Task objective: From the listing below, pull out every line where the string "full" appears.

## begin Supplied records

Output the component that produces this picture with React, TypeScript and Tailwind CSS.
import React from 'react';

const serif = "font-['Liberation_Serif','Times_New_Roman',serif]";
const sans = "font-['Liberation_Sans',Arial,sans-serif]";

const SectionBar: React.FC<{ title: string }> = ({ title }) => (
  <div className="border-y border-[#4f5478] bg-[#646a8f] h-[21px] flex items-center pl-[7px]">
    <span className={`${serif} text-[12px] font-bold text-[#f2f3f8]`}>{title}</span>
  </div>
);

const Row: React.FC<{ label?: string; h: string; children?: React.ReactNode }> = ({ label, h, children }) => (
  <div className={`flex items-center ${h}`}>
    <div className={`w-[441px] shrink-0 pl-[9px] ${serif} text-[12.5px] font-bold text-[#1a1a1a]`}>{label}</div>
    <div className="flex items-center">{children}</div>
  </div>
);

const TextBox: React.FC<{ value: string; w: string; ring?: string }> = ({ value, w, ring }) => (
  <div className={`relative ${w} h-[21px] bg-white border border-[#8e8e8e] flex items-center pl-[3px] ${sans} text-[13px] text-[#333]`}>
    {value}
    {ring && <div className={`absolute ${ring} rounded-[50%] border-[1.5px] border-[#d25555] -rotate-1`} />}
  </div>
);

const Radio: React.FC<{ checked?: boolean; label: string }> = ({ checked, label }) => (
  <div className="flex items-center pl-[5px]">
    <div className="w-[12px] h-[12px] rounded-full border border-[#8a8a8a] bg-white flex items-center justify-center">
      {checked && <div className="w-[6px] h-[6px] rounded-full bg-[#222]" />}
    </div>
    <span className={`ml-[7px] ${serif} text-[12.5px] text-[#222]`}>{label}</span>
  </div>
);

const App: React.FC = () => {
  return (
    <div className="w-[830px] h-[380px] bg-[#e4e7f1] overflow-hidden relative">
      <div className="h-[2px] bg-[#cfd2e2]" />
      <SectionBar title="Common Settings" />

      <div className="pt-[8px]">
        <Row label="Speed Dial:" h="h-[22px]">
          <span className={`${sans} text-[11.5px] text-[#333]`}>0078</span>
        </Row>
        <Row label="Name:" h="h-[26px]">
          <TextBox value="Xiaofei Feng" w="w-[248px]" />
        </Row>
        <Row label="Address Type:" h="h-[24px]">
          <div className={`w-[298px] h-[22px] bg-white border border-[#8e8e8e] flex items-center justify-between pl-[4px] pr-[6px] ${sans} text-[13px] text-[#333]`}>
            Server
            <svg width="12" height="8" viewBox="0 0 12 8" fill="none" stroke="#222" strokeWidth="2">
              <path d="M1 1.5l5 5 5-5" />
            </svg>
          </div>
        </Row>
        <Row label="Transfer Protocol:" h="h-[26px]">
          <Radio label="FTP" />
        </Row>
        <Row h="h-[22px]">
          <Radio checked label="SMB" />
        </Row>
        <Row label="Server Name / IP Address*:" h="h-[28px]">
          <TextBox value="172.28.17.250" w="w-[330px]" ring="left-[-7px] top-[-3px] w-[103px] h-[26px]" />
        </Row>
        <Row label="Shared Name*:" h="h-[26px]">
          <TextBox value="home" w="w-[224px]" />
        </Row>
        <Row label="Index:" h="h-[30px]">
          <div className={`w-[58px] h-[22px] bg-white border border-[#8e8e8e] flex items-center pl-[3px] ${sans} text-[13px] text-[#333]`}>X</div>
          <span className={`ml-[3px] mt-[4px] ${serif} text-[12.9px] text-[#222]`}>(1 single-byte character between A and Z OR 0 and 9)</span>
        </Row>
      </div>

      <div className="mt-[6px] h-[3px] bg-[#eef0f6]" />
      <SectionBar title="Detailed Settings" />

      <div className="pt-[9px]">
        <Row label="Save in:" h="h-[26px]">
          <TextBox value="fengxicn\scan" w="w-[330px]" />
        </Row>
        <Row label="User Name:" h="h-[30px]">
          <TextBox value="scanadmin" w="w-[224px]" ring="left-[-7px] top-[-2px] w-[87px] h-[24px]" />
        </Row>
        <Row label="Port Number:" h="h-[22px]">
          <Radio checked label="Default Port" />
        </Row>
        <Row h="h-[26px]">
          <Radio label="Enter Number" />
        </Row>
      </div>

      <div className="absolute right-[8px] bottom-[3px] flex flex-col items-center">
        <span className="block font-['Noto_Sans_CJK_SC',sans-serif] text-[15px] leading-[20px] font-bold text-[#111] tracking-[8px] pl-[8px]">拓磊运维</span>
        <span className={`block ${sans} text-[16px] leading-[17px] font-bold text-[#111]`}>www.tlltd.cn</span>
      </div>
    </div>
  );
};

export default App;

## end Supplied records
## begin Supplied records

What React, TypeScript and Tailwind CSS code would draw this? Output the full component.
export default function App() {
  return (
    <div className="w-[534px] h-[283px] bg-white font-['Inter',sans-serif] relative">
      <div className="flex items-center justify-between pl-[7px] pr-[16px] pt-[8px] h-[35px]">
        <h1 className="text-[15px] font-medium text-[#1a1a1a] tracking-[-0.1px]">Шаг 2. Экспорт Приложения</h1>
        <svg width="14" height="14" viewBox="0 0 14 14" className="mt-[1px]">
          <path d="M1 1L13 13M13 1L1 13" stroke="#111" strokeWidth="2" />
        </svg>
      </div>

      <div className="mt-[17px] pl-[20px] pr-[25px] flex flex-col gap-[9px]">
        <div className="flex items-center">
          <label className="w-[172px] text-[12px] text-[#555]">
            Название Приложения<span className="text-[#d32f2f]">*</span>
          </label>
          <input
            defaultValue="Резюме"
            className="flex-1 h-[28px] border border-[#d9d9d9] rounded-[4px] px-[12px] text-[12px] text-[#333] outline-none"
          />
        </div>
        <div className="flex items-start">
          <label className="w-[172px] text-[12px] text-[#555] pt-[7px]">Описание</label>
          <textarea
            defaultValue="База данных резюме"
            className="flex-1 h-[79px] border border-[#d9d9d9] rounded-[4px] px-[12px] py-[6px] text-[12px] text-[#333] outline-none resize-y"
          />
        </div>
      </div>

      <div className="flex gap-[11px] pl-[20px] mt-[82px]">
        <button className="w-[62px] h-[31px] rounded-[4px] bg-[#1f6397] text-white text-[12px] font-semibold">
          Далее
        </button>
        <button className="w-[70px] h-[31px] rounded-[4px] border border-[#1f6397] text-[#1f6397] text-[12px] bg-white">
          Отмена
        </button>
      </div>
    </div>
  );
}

## end Supplied records

Solution to the problem:
    <div className="w-[12px] h-[12px] rounded-full border border-[#8a8a8a] bg-white flex items-center justify-center">
      {checked && <div className="w-[6px] h-[6px] rounded-full bg-[#222]" />}
What React, TypeScript and Tailwind CSS code would draw this? Output the full component.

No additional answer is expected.